**TASK TO COMPLETE**
Where a line of the listing below includes the word "index", reproduce that line.

**DATASET EXCERPT**
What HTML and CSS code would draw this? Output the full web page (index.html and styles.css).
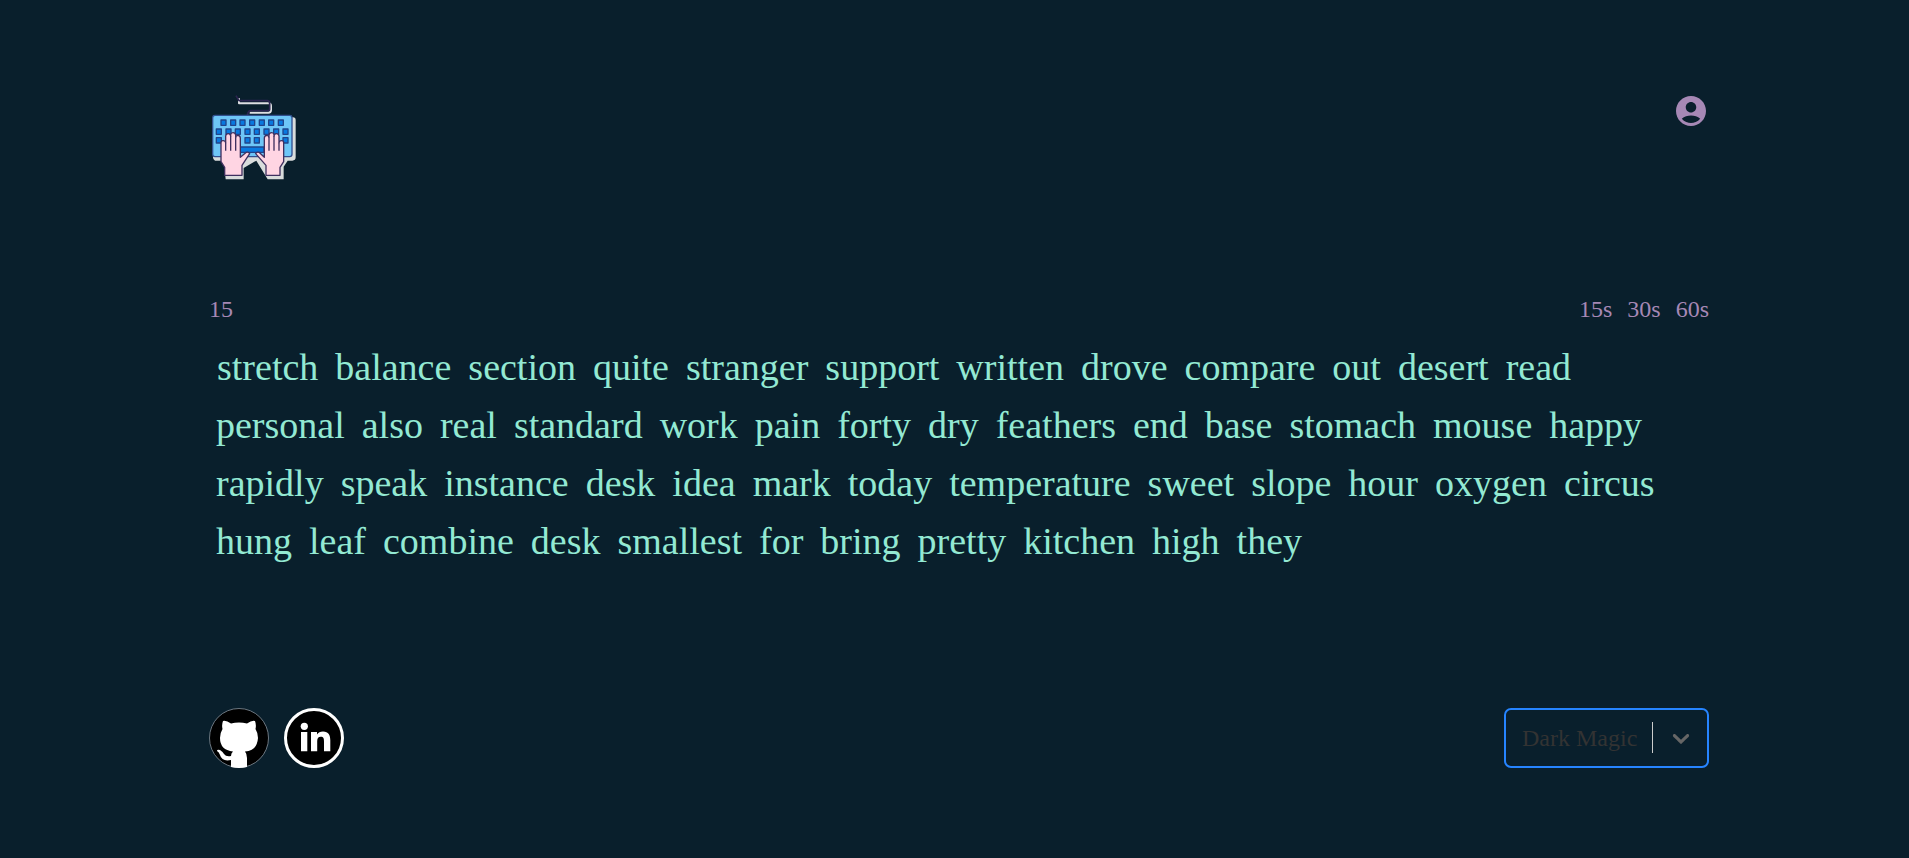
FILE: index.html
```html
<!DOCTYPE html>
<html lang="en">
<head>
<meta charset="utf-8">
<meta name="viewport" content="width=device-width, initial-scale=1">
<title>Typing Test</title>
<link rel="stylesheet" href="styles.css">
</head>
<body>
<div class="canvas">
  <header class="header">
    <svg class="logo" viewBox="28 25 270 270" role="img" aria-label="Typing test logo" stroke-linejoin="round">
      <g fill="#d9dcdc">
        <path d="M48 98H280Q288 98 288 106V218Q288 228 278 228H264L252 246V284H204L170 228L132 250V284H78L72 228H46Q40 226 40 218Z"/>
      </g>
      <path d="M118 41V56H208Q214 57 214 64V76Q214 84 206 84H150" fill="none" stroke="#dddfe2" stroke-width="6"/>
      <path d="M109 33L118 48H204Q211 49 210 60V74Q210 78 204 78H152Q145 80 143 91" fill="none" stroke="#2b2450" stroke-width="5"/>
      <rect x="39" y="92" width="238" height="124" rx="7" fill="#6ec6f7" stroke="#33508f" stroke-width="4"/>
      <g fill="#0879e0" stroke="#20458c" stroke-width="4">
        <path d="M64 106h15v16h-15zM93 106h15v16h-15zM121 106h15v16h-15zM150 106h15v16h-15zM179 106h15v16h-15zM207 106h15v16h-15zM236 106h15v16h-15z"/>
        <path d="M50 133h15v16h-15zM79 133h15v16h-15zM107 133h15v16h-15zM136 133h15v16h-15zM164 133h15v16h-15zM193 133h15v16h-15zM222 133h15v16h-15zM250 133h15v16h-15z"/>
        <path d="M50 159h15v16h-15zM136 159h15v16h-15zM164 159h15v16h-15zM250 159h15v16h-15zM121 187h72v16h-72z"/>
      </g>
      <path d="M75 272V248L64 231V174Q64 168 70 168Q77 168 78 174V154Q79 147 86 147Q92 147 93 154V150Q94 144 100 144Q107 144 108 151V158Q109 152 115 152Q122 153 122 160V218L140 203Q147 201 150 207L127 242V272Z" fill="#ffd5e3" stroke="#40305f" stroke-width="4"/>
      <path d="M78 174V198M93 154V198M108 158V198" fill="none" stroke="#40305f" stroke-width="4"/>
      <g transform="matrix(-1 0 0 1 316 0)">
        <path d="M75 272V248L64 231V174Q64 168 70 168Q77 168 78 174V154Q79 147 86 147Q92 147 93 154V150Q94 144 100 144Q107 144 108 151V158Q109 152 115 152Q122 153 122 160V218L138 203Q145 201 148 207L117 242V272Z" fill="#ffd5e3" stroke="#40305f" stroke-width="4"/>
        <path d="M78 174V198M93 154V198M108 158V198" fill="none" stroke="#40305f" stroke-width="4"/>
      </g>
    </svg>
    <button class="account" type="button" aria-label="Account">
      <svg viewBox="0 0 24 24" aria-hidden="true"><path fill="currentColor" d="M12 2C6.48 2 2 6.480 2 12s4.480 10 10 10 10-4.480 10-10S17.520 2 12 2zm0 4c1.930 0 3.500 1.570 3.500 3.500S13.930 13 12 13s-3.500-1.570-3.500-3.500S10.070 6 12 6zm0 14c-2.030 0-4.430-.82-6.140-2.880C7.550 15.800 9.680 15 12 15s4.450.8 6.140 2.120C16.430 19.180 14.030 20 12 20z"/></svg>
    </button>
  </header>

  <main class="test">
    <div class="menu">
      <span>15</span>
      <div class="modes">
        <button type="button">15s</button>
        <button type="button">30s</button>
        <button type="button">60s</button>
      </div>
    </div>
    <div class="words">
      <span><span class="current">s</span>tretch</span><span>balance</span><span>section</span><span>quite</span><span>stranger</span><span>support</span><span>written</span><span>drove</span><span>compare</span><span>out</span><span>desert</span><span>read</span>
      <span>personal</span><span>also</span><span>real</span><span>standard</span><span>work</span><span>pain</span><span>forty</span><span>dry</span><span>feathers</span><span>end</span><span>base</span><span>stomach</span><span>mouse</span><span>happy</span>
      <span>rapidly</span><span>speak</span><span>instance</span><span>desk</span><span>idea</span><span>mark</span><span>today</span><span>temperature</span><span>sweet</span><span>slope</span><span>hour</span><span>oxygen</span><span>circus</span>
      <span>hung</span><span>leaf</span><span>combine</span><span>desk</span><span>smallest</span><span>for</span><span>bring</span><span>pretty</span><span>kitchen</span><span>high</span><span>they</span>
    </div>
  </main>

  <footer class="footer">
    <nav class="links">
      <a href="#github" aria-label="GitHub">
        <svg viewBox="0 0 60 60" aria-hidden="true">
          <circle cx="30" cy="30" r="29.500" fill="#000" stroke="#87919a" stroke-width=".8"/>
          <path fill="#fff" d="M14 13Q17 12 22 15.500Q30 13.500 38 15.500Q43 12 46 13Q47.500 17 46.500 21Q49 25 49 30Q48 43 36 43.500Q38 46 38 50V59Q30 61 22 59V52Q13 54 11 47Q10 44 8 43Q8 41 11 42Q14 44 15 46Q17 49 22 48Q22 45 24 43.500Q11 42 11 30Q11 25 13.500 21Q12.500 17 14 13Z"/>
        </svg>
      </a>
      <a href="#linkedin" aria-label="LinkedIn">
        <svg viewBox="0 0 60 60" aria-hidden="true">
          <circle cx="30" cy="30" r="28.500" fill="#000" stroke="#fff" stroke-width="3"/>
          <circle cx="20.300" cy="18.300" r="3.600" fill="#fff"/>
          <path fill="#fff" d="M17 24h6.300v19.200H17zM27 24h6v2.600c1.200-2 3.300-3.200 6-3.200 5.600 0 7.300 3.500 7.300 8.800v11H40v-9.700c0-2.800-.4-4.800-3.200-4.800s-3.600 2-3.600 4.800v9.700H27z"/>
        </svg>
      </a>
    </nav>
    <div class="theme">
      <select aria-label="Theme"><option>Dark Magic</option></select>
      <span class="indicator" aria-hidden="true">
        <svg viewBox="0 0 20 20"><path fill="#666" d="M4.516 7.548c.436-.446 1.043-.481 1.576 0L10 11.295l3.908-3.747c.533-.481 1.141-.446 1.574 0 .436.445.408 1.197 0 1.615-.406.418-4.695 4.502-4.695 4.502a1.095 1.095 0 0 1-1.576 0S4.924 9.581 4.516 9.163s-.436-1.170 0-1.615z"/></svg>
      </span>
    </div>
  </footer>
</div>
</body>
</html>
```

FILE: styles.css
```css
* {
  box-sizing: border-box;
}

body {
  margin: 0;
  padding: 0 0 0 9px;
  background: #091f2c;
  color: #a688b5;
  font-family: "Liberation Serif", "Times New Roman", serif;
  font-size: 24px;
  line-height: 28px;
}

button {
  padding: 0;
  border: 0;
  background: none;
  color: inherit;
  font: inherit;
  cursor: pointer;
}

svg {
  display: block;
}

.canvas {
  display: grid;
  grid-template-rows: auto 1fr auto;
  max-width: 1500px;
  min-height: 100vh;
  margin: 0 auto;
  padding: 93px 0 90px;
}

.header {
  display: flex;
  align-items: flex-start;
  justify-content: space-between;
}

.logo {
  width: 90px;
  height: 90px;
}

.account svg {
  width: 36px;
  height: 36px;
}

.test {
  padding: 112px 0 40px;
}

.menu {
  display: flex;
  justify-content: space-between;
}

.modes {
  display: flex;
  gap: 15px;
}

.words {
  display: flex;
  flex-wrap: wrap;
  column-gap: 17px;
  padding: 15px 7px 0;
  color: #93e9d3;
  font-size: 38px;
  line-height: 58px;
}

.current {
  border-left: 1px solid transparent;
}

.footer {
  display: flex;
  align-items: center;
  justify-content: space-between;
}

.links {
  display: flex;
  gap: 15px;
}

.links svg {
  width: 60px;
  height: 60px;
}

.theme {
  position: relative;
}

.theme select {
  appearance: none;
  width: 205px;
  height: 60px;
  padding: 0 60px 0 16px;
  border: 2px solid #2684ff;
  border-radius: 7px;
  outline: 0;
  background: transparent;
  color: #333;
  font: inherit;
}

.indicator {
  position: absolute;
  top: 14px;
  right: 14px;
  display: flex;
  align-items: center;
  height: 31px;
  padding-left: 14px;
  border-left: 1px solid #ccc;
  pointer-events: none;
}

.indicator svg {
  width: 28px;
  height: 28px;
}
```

**COMPLETE RESPONSE**
What HTML and CSS code would draw this? Output the full web page (index.html and styles.css).
FILE: index.html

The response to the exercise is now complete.